• _Work to be completed_: The data below should be printed in full, exactly, and without any of its images.

• _Extracted material_:

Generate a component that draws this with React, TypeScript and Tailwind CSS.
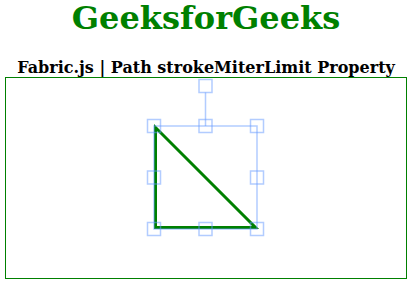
import React from "react";

const ctrl = "rgba(102,153,255,0.5)";

export default function App() {
  const corners: [number, number][] = [
    [148, 48],
    [199.5, 48],
    [251, 48],
    [148, 99.5],
    [251, 99.5],
    [148, 151],
    [199.5, 151],
    [251, 151],
    [199.5, 8],
  ];
  return (
    <div className="flex flex-col items-center bg-white font-['DejaVu_Serif',serif] text-black">
      <h1 className="text-[32px] leading-[37px] font-bold text-[#008000] mb-[21.44px]">GeeksforGeeks</h1>
      <b className="block text-[16px] leading-[19px] font-bold">Fabric.js | Path strokeMiterLimit Property</b>
      <div className="w-[402px] h-[202px] border border-[#008000]">
        <svg width="400" height="200" viewBox="0 0 400 200">
          <path
            d="M 149.5 49.5 L 149.5 149.5 L 249.5 149.5 Z"
            fill="none"
            stroke="#008000"
            strokeWidth="3"
            strokeMiterlimit={4}
          />
          <rect x="148" y="48" width="103" height="103" fill="none" stroke={ctrl} strokeWidth="1.5" />
          <line x1="199.5" y1="14.5" x2="199.5" y2="48" stroke={ctrl} strokeWidth="1.5" />
          {corners.map(([cx, cy], i) => (
            <rect
              key={i}
              x={cx - 6.5}
              y={cy - 6.5}
              width="13"
              height="13"
              fill="none"
              stroke={ctrl}
              strokeWidth="1.5"
            />
          ))}
        </svg>
      </div>
    </div>
  );
}
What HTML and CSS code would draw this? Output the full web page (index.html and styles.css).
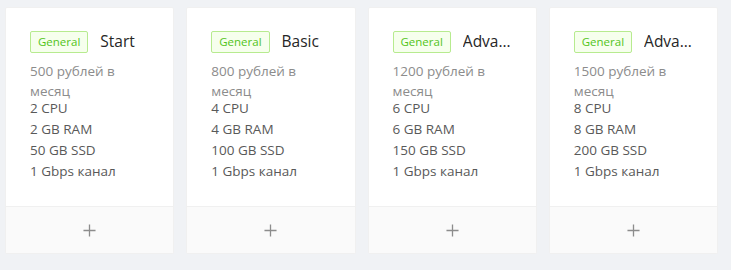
FILE: index.html
```html
<!DOCTYPE html>
<html lang="ru">
<head>
<meta charset="utf-8">
<link rel="stylesheet" href="styles.css">
</head>
<body>
<div class="grid">
  <div class="card">
    <div class="body">
      <div class="head"><span class="tag">General</span><span class="title">Start</span></div>
      <div class="desc">500 рублей в месяц</div>
      <div class="specs"><div>2 CPU</div><div>2 GB RAM</div><div>50 GB SSD</div><div>1 Gbps канал</div></div>
    </div>
    <div class="actions"><svg class="plus" viewBox="0 0 14 14"><path d="M7 0.5V13.5M0.5 7H13.5"/></svg></div>
  </div>
  <div class="card">
    <div class="body">
      <div class="head"><span class="tag">General</span><span class="title">Basic</span></div>
      <div class="desc">800 рублей в месяц</div>
      <div class="specs"><div>4 CPU</div><div>4 GB RAM</div><div>100 GB SSD</div><div>1 Gbps канал</div></div>
    </div>
    <div class="actions"><svg class="plus" viewBox="0 0 14 14"><path d="M7 0.5V13.5M0.5 7H13.5"/></svg></div>
  </div>
  <div class="card">
    <div class="body">
      <div class="head"><span class="tag">General</span><span class="title">Advanced</span></div>
      <div class="desc">1200 рублей в месяц</div>
      <div class="specs"><div>6 CPU</div><div>6 GB RAM</div><div>150 GB SSD</div><div>1 Gbps канал</div></div>
    </div>
    <div class="actions"><svg class="plus" viewBox="0 0 14 14"><path d="M7 0.5V13.5M0.5 7H13.5"/></svg></div>
  </div>
  <div class="card">
    <div class="body">
      <div class="head"><span class="tag">General</span><span class="title">Advanced Pro</span></div>
      <div class="desc">1500 рублей в месяц</div>
      <div class="specs"><div>8 CPU</div><div>8 GB RAM</div><div>200 GB SSD</div><div>1 Gbps канал</div></div>
    </div>
    <div class="actions"><svg class="plus" viewBox="0 0 14 14"><path d="M7 0.5V13.5M0.5 7H13.5"/></svg></div>
  </div>
</div>
</body>
</html>
```
FILE: styles.css
```css
* { box-sizing: border-box; }
html, body { margin: 0; padding: 0; }
body {
  background: #f0f2f5;
  font-family: "Open Sans", "Noto Sans", sans-serif;
  font-size: 13.5px;
  color: #595959;
  width: 731px;
  height: 270px;
  overflow: hidden;
}
.grid {
  display: grid;
  grid-template-columns: repeat(4, minmax(0, 1fr));
  column-gap: 12px;
  width: 713px;
  margin: 7px 0 0 5px;
}
.card {
  background: #fff;
  border: 1px solid #f0f0f0;
  border-radius: 2px;
  display: flex;
  flex-direction: column;
  min-width: 0;
}
.body { flex: 1; padding: 22px 24px 24px; min-width: 0; }
.head {
  display: flex;
  align-items: center;
  height: 24px;
  margin-bottom: 7px;
}
.tag {
  flex: none;
  font-size: 11.5px;
  line-height: 20px;
  padding: 0 7px;
  color: #52c41a;
  background: #f6ffed;
  border: 1px solid #b7eb8f;
  border-radius: 2px;
  margin-right: 12px;
}
.title {
  flex: 1;
  min-width: 0;
  font-size: 15.5px;
  line-height: 24px;
  padding-bottom: 2px;
  color: #262626;
  white-space: nowrap;
  overflow: hidden;
  text-overflow: ellipsis;
}
.desc {
  color: #8c8c8c;
  line-height: 20px;
}
.specs { line-height: 21px; margin-top: -3px; }
.actions {
  border-top: 1px solid #f0f0f0;
  background: #fafafa;
  height: 47px;
  display: flex;
  align-items: center;
  justify-content: center;
}
.plus { width: 13px; height: 13px; }
.plus path { stroke: #8c8c8c; stroke-width: 1.4; fill: none; }
```
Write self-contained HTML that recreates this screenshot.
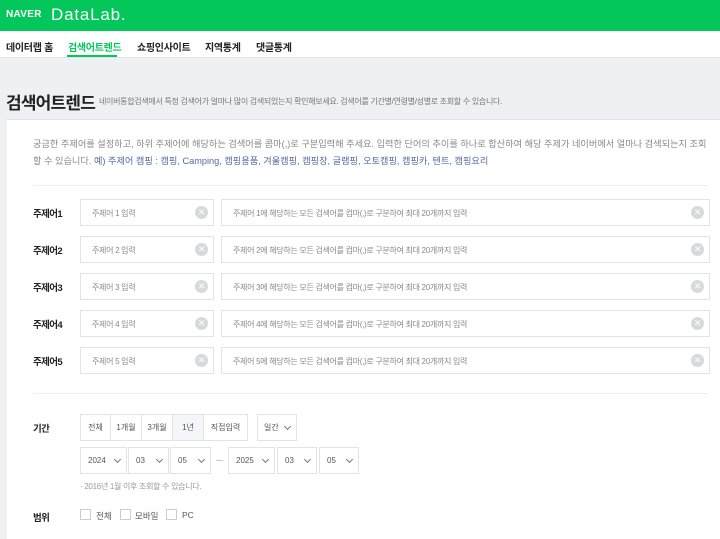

• _The reply_:
Generate a component that draws this with React, TypeScript and Tailwind CSS.
import React from "react";

const ctrl = "rgba(102,153,255,0.5)";

export default function App() {
  const corners: [number, number][] = [
    [148, 48],
    [199.5, 48],
    [251, 48],
    [148, 99.5],
    [251, 99.5],
    [148, 151],
    [199.5, 151],
    [251, 151],
    [199.5, 8],
  ];
  return (
    <div className="flex flex-col items-center bg-white font-['DejaVu_Serif',serif] text-black">
      <h1 className="text-[32px] leading-[37px] font-bold text-[#008000] mb-[21.44px]">GeeksforGeeks</h1>
      <b className="block text-[16px] leading-[19px] font-bold">Fabric.js | Path strokeMiterLimit Property</b>
      <div className="w-[402px] h-[202px] border border-[#008000]">
        <svg width="400" height="200" viewBox="0 0 400 200">
          <path
            d="M 149.5 49.5 L 149.5 149.5 L 249.5 149.5 Z"
            fill="none"
            stroke="#008000"
            strokeWidth="3"
            strokeMiterlimit={4}
          />
          <rect x="148" y="48" width="103" height="103" fill="none" stroke={ctrl} strokeWidth="1.5" />
          <line x1="199.5" y1="14.5" x2="199.5" y2="48" stroke={ctrl} strokeWidth="1.5" />
          {corners.map(([cx, cy], i) => (
            <rect
              key={i}
              x={cx - 6.5}
              y={cy - 6.5}
              width="13"
              height="13"
              fill="none"
              stroke={ctrl}
              strokeWidth="1.5"
            />
          ))}
        </svg>
      </div>
    </div>
  );
}
What HTML and CSS code would draw this? Output the full web page (index.html and styles.css).
FILE: index.html
```html
<!DOCTYPE html>
<html lang="ru">
<head>
<meta charset="utf-8">
<link rel="stylesheet" href="styles.css">
</head>
<body>
<div class="grid">
  <div class="card">
    <div class="body">
      <div class="head"><span class="tag">General</span><span class="title">Start</span></div>
      <div class="desc">500 рублей в месяц</div>
      <div class="specs"><div>2 CPU</div><div>2 GB RAM</div><div>50 GB SSD</div><div>1 Gbps канал</div></div>
    </div>
    <div class="actions"><svg class="plus" viewBox="0 0 14 14"><path d="M7 0.5V13.5M0.5 7H13.5"/></svg></div>
  </div>
  <div class="card">
    <div class="body">
      <div class="head"><span class="tag">General</span><span class="title">Basic</span></div>
      <div class="desc">800 рублей в месяц</div>
      <div class="specs"><div>4 CPU</div><div>4 GB RAM</div><div>100 GB SSD</div><div>1 Gbps канал</div></div>
    </div>
    <div class="actions"><svg class="plus" viewBox="0 0 14 14"><path d="M7 0.5V13.5M0.5 7H13.5"/></svg></div>
  </div>
  <div class="card">
    <div class="body">
      <div class="head"><span class="tag">General</span><span class="title">Advanced</span></div>
      <div class="desc">1200 рублей в месяц</div>
      <div class="specs"><div>6 CPU</div><div>6 GB RAM</div><div>150 GB SSD</div><div>1 Gbps канал</div></div>
    </div>
    <div class="actions"><svg class="plus" viewBox="0 0 14 14"><path d="M7 0.5V13.5M0.5 7H13.5"/></svg></div>
  </div>
  <div class="card">
    <div class="body">
      <div class="head"><span class="tag">General</span><span class="title">Advanced Pro</span></div>
      <div class="desc">1500 рублей в месяц</div>
      <div class="specs"><div>8 CPU</div><div>8 GB RAM</div><div>200 GB SSD</div><div>1 Gbps канал</div></div>
    </div>
    <div class="actions"><svg class="plus" viewBox="0 0 14 14"><path d="M7 0.5V13.5M0.5 7H13.5"/></svg></div>
  </div>
</div>
</body>
</html>
```
FILE: styles.css
```css
* { box-sizing: border-box; }
html, body { margin: 0; padding: 0; }
body {
  background: #f0f2f5;
  font-family: "Open Sans", "Noto Sans", sans-serif;
  font-size: 13.5px;
  color: #595959;
  width: 731px;
  height: 270px;
  overflow: hidden;
}
.grid {
  display: grid;
  grid-template-columns: repeat(4, minmax(0, 1fr));
  column-gap: 12px;
  width: 713px;
  margin: 7px 0 0 5px;
}
.card {
  background: #fff;
  border: 1px solid #f0f0f0;
  border-radius: 2px;
  display: flex;
  flex-direction: column;
  min-width: 0;
}
.body { flex: 1; padding: 22px 24px 24px; min-width: 0; }
.head {
  display: flex;
  align-items: center;
  height: 24px;
  margin-bottom: 7px;
}
.tag {
  flex: none;
  font-size: 11.5px;
  line-height: 20px;
  padding: 0 7px;
  color: #52c41a;
  background: #f6ffed;
  border: 1px solid #b7eb8f;
  border-radius: 2px;
  margin-right: 12px;
}
.title {
  flex: 1;
  min-width: 0;
  font-size: 15.5px;
  line-height: 24px;
  padding-bottom: 2px;
  color: #262626;
  white-space: nowrap;
  overflow: hidden;
  text-overflow: ellipsis;
}
.desc {
  color: #8c8c8c;
  line-height: 20px;
}
.specs { line-height: 21px; margin-top: -3px; }
.actions {
  border-top: 1px solid #f0f0f0;
  background: #fafafa;
  height: 47px;
  display: flex;
  align-items: center;
  justify-content: center;
}
.plus { width: 13px; height: 13px; }
.plus path { stroke: #8c8c8c; stroke-width: 1.4; fill: none; }
```
Write self-contained HTML that recreates this screenshot.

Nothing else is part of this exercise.